Muguruza, a two-time Grand Slam champion, has a history of struggling at the U.S. Open. Until this year, the same thing could have been said for her performance at the Australian Open. But she stormed to the final, past highly ranked players including Simona Halep and Elina Svitolina, before losing to Kenin in the final. Aside from the strengths in her game, the mental boost of success on a similar surface could help her overcome her struggles in Flushing.

Ashleigh Barty, Simona Halep, Elina Svitolina, Bianca Andreescu, Kiki Bertens, Belinda Bencic, Qiang Wang, Anastasia Pavlyuchenkova, Barbora Strycova, and Svetlana Kuznetsova.
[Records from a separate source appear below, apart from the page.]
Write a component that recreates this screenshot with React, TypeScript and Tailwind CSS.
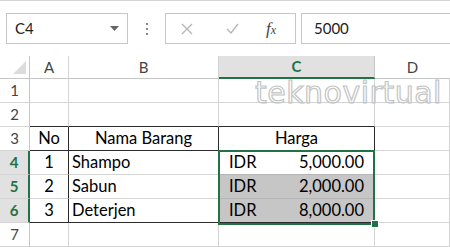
import React from 'react';

const rowH = 'h-[24px]';
const rL = 'border-r-[#d4d4d4]';
const rD = 'border-r-[#2b2b2b]';
const bL = 'border-b-[#d4d4d4]';
const bD = 'border-b-[#2b2b2b]';

type CellProps = {
  r?: string;
  b?: string;
  className?: string;
  children?: React.ReactNode;
};

const Cell: React.FC<CellProps> = ({ r = rL, b = bL, className = '', children }) => (
  <div className={`${rowH} border-r border-b ${r} ${b} flex items-center text-[16.5px] text-black overflow-hidden whitespace-nowrap ${className}`}>
    {children}
  </div>
);

const RowHead: React.FC<{ n: number; sel?: boolean }> = ({ n, sel }) =>
  sel ? (
    <div className={`${rowH} border-r-2 border-b border-r-[#217346] border-b-[#d4d4d4] bg-[#e1e1e1] flex items-center justify-center text-[15px] font-bold text-[#217346]`}>
      {n}
    </div>
  ) : (
    <div className={`${rowH} border-r border-b border-r-[#c6c6c6] border-b-[#d4d4d4] flex items-center justify-center text-[15px] text-[#444]`}>
      {n}
    </div>
  );

const rows = [
  { no: '1', name: 'Shampo', price: '5,000.00' },
  { no: '2', name: 'Sabun', price: '2,000.00' },
  { no: '3', name: 'Deterjen', price: '8,000.00' },
];

export default function App() {
  return (
    <div className="w-[450px] h-[247px] bg-white overflow-hidden font-['Lato',sans-serif] select-none">
      {/* formula bar */}
      <div className="h-[56px] border-t border-[#d4d4d4] flex items-start pt-[12px]">
        <div className="ml-[6px] w-[122px] h-[31px] border border-[#c6c6c6] flex items-center justify-between pl-[8px] pr-[8px]">
          <span className="text-[15px] text-[#222]">C4</span>
          <svg width="9" height="5" viewBox="0 0 9 5">
            <path d="M0 0h9L4.5 5z" fill="#666" />
          </svg>
        </div>
        <div className="w-[37px] h-[31px] flex flex-col items-center justify-center gap-[3px]">
          <span className="w-[2px] h-[2px] bg-[#888]" />
          <span className="w-[2px] h-[2px] bg-[#888]" />
          <span className="w-[2px] h-[2px] bg-[#888]" />
        </div>
        <div className="w-[131px] h-[31px] border border-[#c6c6c6] flex items-center">
          <svg className="ml-[15px]" width="12" height="12" viewBox="0 0 12 12">
            <path d="M1 1l10 10M11 1L1 11" stroke="#b5b5b5" strokeWidth="1.3" />
          </svg>
          <svg className="ml-[33px]" width="13" height="11" viewBox="0 0 13 11">
            <path d="M1 6l4 4 7-9" stroke="#b5b5b5" strokeWidth="1.3" fill="none" />
          </svg>
          <span className="ml-[27px] text-[17px] italic text-[#444] font-['Liberation_Serif',serif] leading-none">
            f<span className="text-[12px]">x</span>
          </span>
        </div>
        <div className="ml-[5px] flex-1 h-[31px] border-l border-t border-b border-[#c6c6c6] flex items-center pl-[12px]">
          <span className="text-[15px] text-[#222]">5000</span>
        </div>
      </div>

      {/* sheet */}
      <div className="relative grid grid-cols-[30px_39px_150px_156px_75px]">
        {/* column headers */}
        <div className="h-[23px] border-r border-b border-r-[#c6c6c6] border-b-[#c6c6c6] flex items-end justify-end pr-[3px] pb-[4px]">
          <svg width="13" height="13" viewBox="0 0 13 13">
            <path d="M13 0V13H0z" fill="#dcdcdc" />
          </svg>
        </div>
        <div className="h-[23px] border-r border-b border-r-[#d4d4d4] border-b-[#c6c6c6] flex items-center justify-center text-[15px] text-[#444]">A</div>
        <div className="h-[23px] border-r border-b border-r-[#d4d4d4] border-b-[#c6c6c6] flex items-center justify-center text-[15px] text-[#444]">B</div>
        <div className="h-[23px] border-r border-b-2 border-r-[#c6c6c6] border-b-[#217346] bg-[#e1e1e1] flex items-center justify-center text-[15px] font-bold text-[#217346]">C</div>
        <div className="h-[23px] border-b border-b-[#c6c6c6] flex items-center justify-center text-[15px] text-[#444]">D</div>

        {/* row 1 */}
        <RowHead n={1} />
        <Cell />
        <Cell />
        <Cell />
        <Cell />

        {/* row 2 */}
        <RowHead n={2} />
        <Cell b={bD} />
        <Cell b={bD} />
        <Cell b={bD} />
        <Cell />

        {/* row 3 */}
        <RowHead n={3} />
        <Cell r={rD} b={bD} className="justify-center">No</Cell>
        <Cell r={rD} b={bD} className="justify-center">Nama Barang</Cell>
        <Cell r={rD} b={bD} className="justify-center">Harga</Cell>
        <Cell />

        {/* rows 4-6 */}
        {rows.map((row, i) => {
          const last = i === rows.length - 1;
          return (
            <React.Fragment key={row.no}>
              <RowHead n={4 + i} sel />
              <Cell r={rD} b={last ? bD : bL} className="justify-center">{row.no}</Cell>
              <Cell r={rD} b={last ? bD : bL} className="pl-[3px]">{row.name}</Cell>
              <Cell r={rD} b={last ? bD : 'border-b-[#b4b4b4]'} className={`justify-between pl-[10px] pr-[10px] ${i > 0 ? 'bg-[#c6c6c6]' : ''}`}>
                <span>IDR</span>
                <span>{row.price}</span>
              </Cell>
              <Cell />
            </React.Fragment>
          );
        })}

        {/* row 7 */}
        <RowHead n={7} />
        <Cell />
        <Cell />
        <Cell />
        <Cell />

        {/* watermark */}
        <div className="absolute left-[255px] top-[22px] text-[30px] leading-none font-['DejaVu_Sans',sans-serif] tracking-[0.5px] text-transparent [-webkit-text-stroke:1.2px_#c4c4c4] pointer-events-none">
          teknovirtual
        </div>

        {/* selection C4:C6 */}
        <div className="absolute left-[218px] top-[94px] w-[157px] h-[75px] border-2 border-[#217346] pointer-events-none" />
        <div className="absolute left-[371px] top-[164px] w-[8px] h-[8px] bg-[#217346] border border-white pointer-events-none" />
      </div>
    </div>
  );
}
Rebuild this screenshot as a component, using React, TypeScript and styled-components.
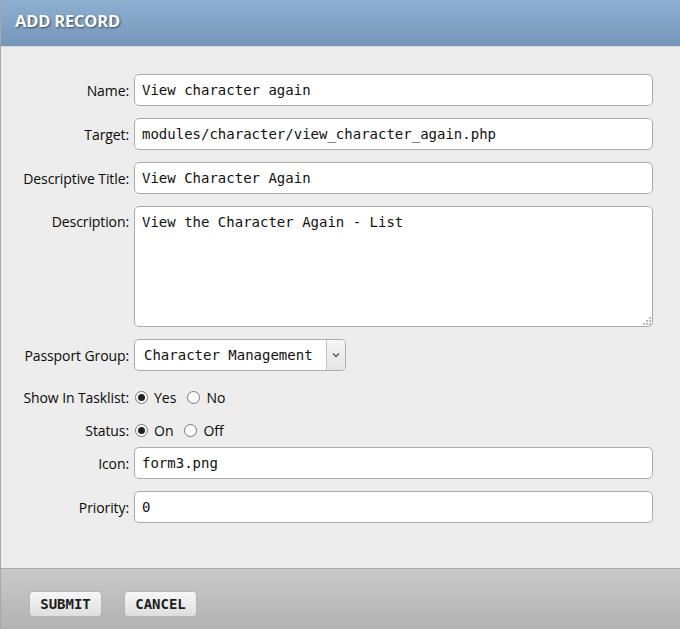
import styled, { createGlobalStyle } from "styled-components";

const GlobalStyle = createGlobalStyle`
    html, body {
        margin: 0;
        padding: 0;
        background: #ededed;
    }
    * {
        box-sizing: border-box;
    }
`

const Panel = styled.div`
    width: 680px;
    height: 629px;
    display: flex;
    flex-direction: column;
    border-left: 1px solid #a8a8a8;
    background: #ededed;
    overflow: hidden;
`

const Header = styled.div`
    height: 47px;
    flex: none;
    padding: 9px 0 0 14px;
    background: linear-gradient(to bottom, #8db0d2 0%, #7596b9 100%);
    border-bottom: 1px solid #d9d9d9;
    color: #fff;
    font-family: "Open Sans", sans-serif;
    font-weight: 700;
    font-size: 16.5px;
    letter-spacing: -0.2px;
    text-shadow: 1px 1px 2px rgba(0, 0, 0, 0.55);
`

const Body = styled.div`
    height: 521px;
    flex: none;
    padding: 27px 27px 0 0;
    display: flex;
    flex-direction: column;
`

const Row = styled.div<{ $top: number; $align?: string }>`
    display: flex;
    align-items: ${p => p.$align || 'center'};
    margin-top: ${p => p.$top}px;
`

const Label = styled.label<{ $pad?: number }>`
    width: 133px;
    flex: none;
    padding-right: 5px;
    padding-top: ${p => p.$pad || 0}px;
    text-align: right;
    font-family: "Open Sans", sans-serif;
    font-size: 14px;
    font-weight: 500;
    color: #0a0a0a;
    letter-spacing: -0.1px;
`

const mono = `"DejaVu Sans Mono", monospace`;

// single-line field drawn as a one-row textarea: Chrome's <input> clips
// the DejaVu Sans Mono underscore
const TextInput = styled.textarea`
    flex: 1;
    height: 32px;
    border: 1px solid #acacac;
    border-radius: 5px;
    background: #fff;
    padding: 6px 7px 0;
    line-height: 18px;
    font-family: ${mono};
    font-size: 14px;
    color: #111;
    outline: none;
    resize: none;
    overflow: hidden;
    white-space: nowrap;
`

const AreaWrap = styled.div`
    flex: 1;
    height: 121px;
    position: relative;
    display: flex;
`

const TextArea = styled.textarea`
    flex: 1;
    border: 1px solid #acacac;
    border-radius: 5px;
    background: #fff;
    padding: 7px 7px;
    font-family: ${mono};
    font-size: 14px;
    color: #111;
    outline: none;
    resize: none;
`

const Grip = styled.svg`
    position: absolute;
    right: 2px;
    bottom: 2px;
`

const SelectBox = styled.div`
    width: 212px;
    height: 32px;
    display: flex;
    border: 1px solid #acacac;
    border-radius: 5px;
    background: #fff;
    overflow: hidden;
`

const SelectText = styled.div`
    flex: 1;
    display: flex;
    align-items: center;
    padding-left: 9px;
    font-family: ${mono};
    font-size: 14px;
    color: #111;
`

const SelectArrow = styled.div`
    width: 19px;
    flex: none;
    display: flex;
    align-items: center;
    justify-content: center;
    border-left: 1px solid #c4c4c4;
    background: linear-gradient(to bottom, #f6f6f6, #e4e4e4);
`

const RadioGroup = styled.div`
    display: flex;
    align-items: center;
    height: 21px;
    font-family: "Open Sans", sans-serif;
    font-size: 14px;
    font-weight: 500;
    color: #0a0a0a;
`

const RadioOption = styled.label`
    display: flex;
    align-items: center;
    margin-right: 10px;
`

const Radio = styled.span<{ $on?: boolean }>`
    width: 13px;
    height: 13px;
    margin: 0 6px 0 1px;
    border-radius: 50%;
    border: 1px solid #767676;
    background: #fff;
    display: flex;
    align-items: center;
    justify-content: center;
    &::after {
        content: '';
        display: ${p => p.$on ? 'block' : 'none'};
        width: 7px;
        height: 7px;
        border-radius: 50%;
        background: #222;
    }
`

const Footer = styled.div`
    flex: 1;
    border-top: 1px solid #a9a9a9;
    background: linear-gradient(to bottom, #c9c9c9 0%, #b2b2b2 100%);
    display: flex;
    align-items: flex-start;
    gap: 22px;
    padding: 22px 0 0 28px;
`

const Button = styled.button`
    height: 26px;
    width: 73px;
    padding: 0;
    border: 1px solid #b5b5b5;
    border-radius: 4px;
    background: linear-gradient(to bottom, #f7f7f7 0%, #dedede 100%);
    font-family: ${mono};
    font-weight: 700;
    font-size: 14px;
    color: #1e1e1e;
    cursor: pointer;
`

const App = () => {
    return <>
        <GlobalStyle />
        <Panel>
            <Header>ADD RECORD</Header>
            <Body>
                <Row $top={0}>
                    <Label>Name:</Label>
                    <TextInput rows={1} defaultValue="View character again" />
                </Row>
                <Row $top={12}>
                    <Label>Target:</Label>
                    <TextInput rows={1} defaultValue="modules/character/view_character_again.php" />
                </Row>
                <Row $top={12}>
                    <Label>Descriptive Title:</Label>
                    <TextInput rows={1} defaultValue="View Character Again" />
                </Row>
                <Row $top={12} $align="flex-start">
                    <Label $pad={6}>Description:</Label>
                    <AreaWrap>
                        <TextArea defaultValue="View the Character Again - List" />
                        <Grip width="9" height="9" viewBox="0 0 9 9">
                            <rect x="7" y="1" width="2" height="2" fill="#bbb" />
                            <rect x="4" y="4" width="2" height="2" fill="#bbb" />
                            <rect x="7" y="4" width="2" height="2" fill="#bbb" />
                            <rect x="1" y="7" width="2" height="2" fill="#bbb" />
                            <rect x="4" y="7" width="2" height="2" fill="#bbb" />
                            <rect x="7" y="7" width="2" height="2" fill="#bbb" />
                        </Grip>
                    </AreaWrap>
                </Row>
                <Row $top={12}>
                    <Label>Passport Group:</Label>
                    <SelectBox>
                        <SelectText>Character Management</SelectText>
                        <SelectArrow>
                            <svg width="8" height="6" viewBox="0 0 8 6">
                                <path d="M1 1.5 L4 4.5 L7 1.5" fill="none" stroke="#555" strokeWidth="1.3" />
                            </svg>
                        </SelectArrow>
                    </SelectBox>
                </Row>
                <Row $top={16}>
                    <Label>Show In Tasklist:</Label>
                    <RadioGroup>
                        <RadioOption><Radio $on />Yes</RadioOption>
                        <RadioOption><Radio />No</RadioOption>
                    </RadioGroup>
                </Row>
                <Row $top={12}>
                    <Label>Status:</Label>
                    <RadioGroup>
                        <RadioOption><Radio $on />On</RadioOption>
                        <RadioOption><Radio />Off</RadioOption>
                    </RadioGroup>
                </Row>
                <Row $top={6}>
                    <Label>Icon:</Label>
                    <TextInput rows={1} defaultValue="form3.png" />
                </Row>
                <Row $top={12}>
                    <Label>Priority:</Label>
                    <TextInput rows={1} defaultValue="0" />
                </Row>
            </Body>
            <Footer>
                <Button>SUBMIT</Button>
                <Button>CANCEL</Button>
            </Footer>
        </Panel>
    </>
}

export default App;
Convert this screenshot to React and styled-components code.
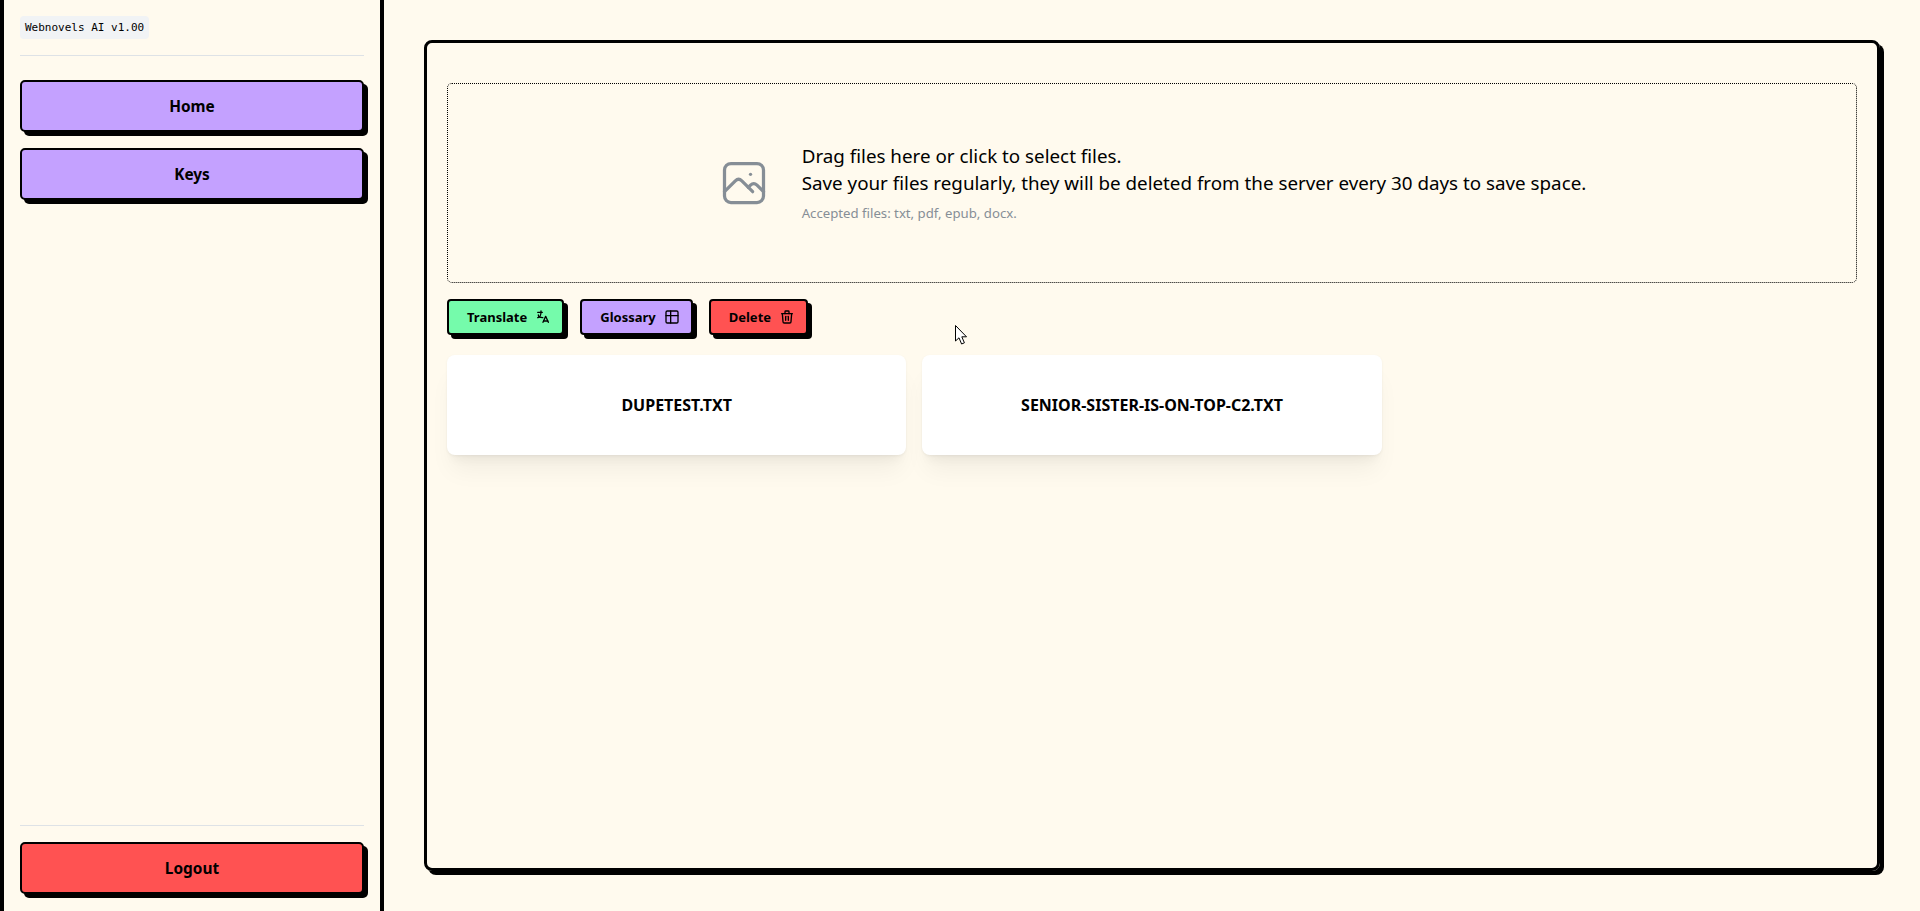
import React from "react";
import styled, { createGlobalStyle } from "styled-components";
import { TbPhoto, TbLanguage, TbTable, TbTrash } from "react-icons/tb";

const Global = createGlobalStyle`
  html, body { margin: 0; padding: 0; height: 100%; background: #fffaee; }
  body { font-family: "Noto Sans", "Open Sans", sans-serif; color: #000; overflow: hidden; }
  * { box-sizing: border-box; }
`;

const Shell = styled.div`
  position: relative;
  display: flex;
  width: 1920px;
  height: 911px;
  background: #fffaee;
`;

const Sidebar = styled.aside`
  width: 384px;
  height: 911px;
  flex: none;
  border-left: 4px solid #000;
  border-right: 4px solid #000;
  padding: 16px 16px 17px;
  display: flex;
  flex-direction: column;
`;

const Badge = styled.code`
  align-self: flex-start;
  font-family: "DejaVu Sans Mono", "Liberation Mono", monospace;
  font-size: 11px;
  line-height: 23px;
  height: 23px;
  padding: 0 5px;
  background: #f1f3f5;
  border-radius: 4px;
  color: #000;
`;

const Divider = styled.div`
  height: 1px;
  background: #dee2e6;
  flex: none;
`;

const TopDivider = styled(Divider)`
  margin: 16px 0 24px;
`;

const NavList = styled.nav`
  flex: 1;
  display: flex;
  flex-direction: column;
  gap: 16px;
`;

const NavButton = styled.button`
  width: 344px;
  height: 52px;
  flex: none;
  border: 2px solid #000;
  border-radius: 5px;
  background: ${(p) => p.$bg};
  box-shadow: 4px 4px 0 #000;
  font: 700 15.4px "Noto Sans", sans-serif;
  color: #000;
`;

const BottomDivider = styled(Divider)`
  margin-bottom: 16px;
`;

const Main = styled.main`
  flex: 1;
  padding: 40px;
  display: flex;
`;

const Panel = styled.section`
  flex: 1;
  border: 3px solid #000;
  border-radius: 8px;
  box-shadow: 4px 4px 0 #000;
  padding: 40px 20px;
`;

const Dropzone = styled.div`
  height: 200px;
  border: 1px dotted #000;
  border-radius: 5px;
  display: flex;
  align-items: center;
  justify-content: center;
  gap: 32px;
`;

const PhotoIcon = styled(TbPhoto)`
  width: 52px;
  height: 52px;
  color: #868e96;
  stroke-width: 1.5;
`;

const DropText = styled.div`
  font-size: 18.8px;
  line-height: 27px;
  color: #000;
`;

const DropHint = styled.div`
  font-size: 13.2px;
  line-height: 20px;
  color: #868e96;
  margin-top: 6px;
`;

const Toolbar = styled.div`
  display: flex;
  gap: 16px;
  margin-top: 16px;
`;

const ActionButton = styled.button`
  height: 36px;
  padding: 0 11px 0 18px;
  border: 2px solid #000;
  border-radius: 4px;
  background: ${(p) => p.$bg};
  box-shadow: 4px 4px 0 #000;
  font: 700 13px "Noto Sans", sans-serif;
  color: #000;
  display: flex;
  align-items: center;
  gap: 8px;
  svg { width: 16px; height: 16px; }
`;

const CardGrid = styled.div`
  display: grid;
  grid-template-columns: repeat(3, 1fr);
  gap: 16px;
  margin-top: 20px;
`;

const FileCard = styled.div`
  height: 100px;
  background: #fff;
  border-radius: 8px;
  box-shadow: 0 1px 3px rgba(0,0,0,0.05), 0 20px 25px -5px rgba(0,0,0,0.05), 0 10px 10px -5px rgba(0,0,0,0.04);
  display: flex;
  align-items: center;
  justify-content: center;
  font-weight: 700;
  font-size: 16px;
  text-transform: uppercase;
`;

const Cursor = styled.svg`
  position: absolute;
  left: 955px;
  top: 325px;
  width: 13px;
  height: 20px;
`;

const PURPLE = "#c4a1ff";
const RED = "#ff5252";
const GREEN = "#75fbab";

export default function App() {
  return (
    <Shell>
      <Global />
      <Sidebar>
        <Badge>Webnovels AI v1.00</Badge>
        <TopDivider />
        <NavList>
          <NavButton $bg={PURPLE}>Home</NavButton>
          <NavButton $bg={PURPLE}>Keys</NavButton>
        </NavList>
        <BottomDivider />
        <NavButton $bg={RED}>Logout</NavButton>
      </Sidebar>
      <Main>
        <Panel>
          <Dropzone>
            <PhotoIcon />
            <div>
              <DropText>
                Drag files here or click to select files.
                <br />
                Save your files regularly, they will be deleted from the server every 30 days to save space.
              </DropText>
              <DropHint>Accepted files: txt, pdf, epub, docx.</DropHint>
            </div>
          </Dropzone>
          <Toolbar>
            <ActionButton $bg={GREEN}>Translate <TbLanguage /></ActionButton>
            <ActionButton $bg={PURPLE}>Glossary <TbTable /></ActionButton>
            <ActionButton $bg={RED}>Delete <TbTrash /></ActionButton>
          </Toolbar>
          <CardGrid>
            <FileCard>dupetest.txt</FileCard>
            <FileCard>senior-sister-is-on-top-c2.txt</FileCard>
          </CardGrid>
        </Panel>
      </Main>
      <Cursor viewBox="0 0 13 20">
        <path d="M0.5 0.5 V16 L4 12.8 L6.6 19 L9.4 17.8 L6.8 11.8 H11.5 Z" fill="#fff" stroke="#000" strokeWidth="1" />
      </Cursor>
    </Shell>
  );
}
In January, Ons Jabeur became the first Arab woman to reach the quarterfinals of a Grand Slam tournament. Jabeur’s varied, entertaining style of tennis will be just one of the reasons to keep an eye on her as the tournament progresses.

Kim Clijsters will be playing in her first major tournament since the 2012 U.S. Open. While many would doubt her ability to make an impact after coming back from a second retirement, Clijsters has looked very impressive since the beginning of 2020, both in tour events and exhibition matches.

Maria Sakkari, the world No. 21, reached the round of 16 at the Australian Open this year. Sakkari won her first WTA title in 2019, and has steadily been improving over the last few years. Last week, she beat Serena Williams at the Western & Southern Open, and is always capable of pulling out an upset or two.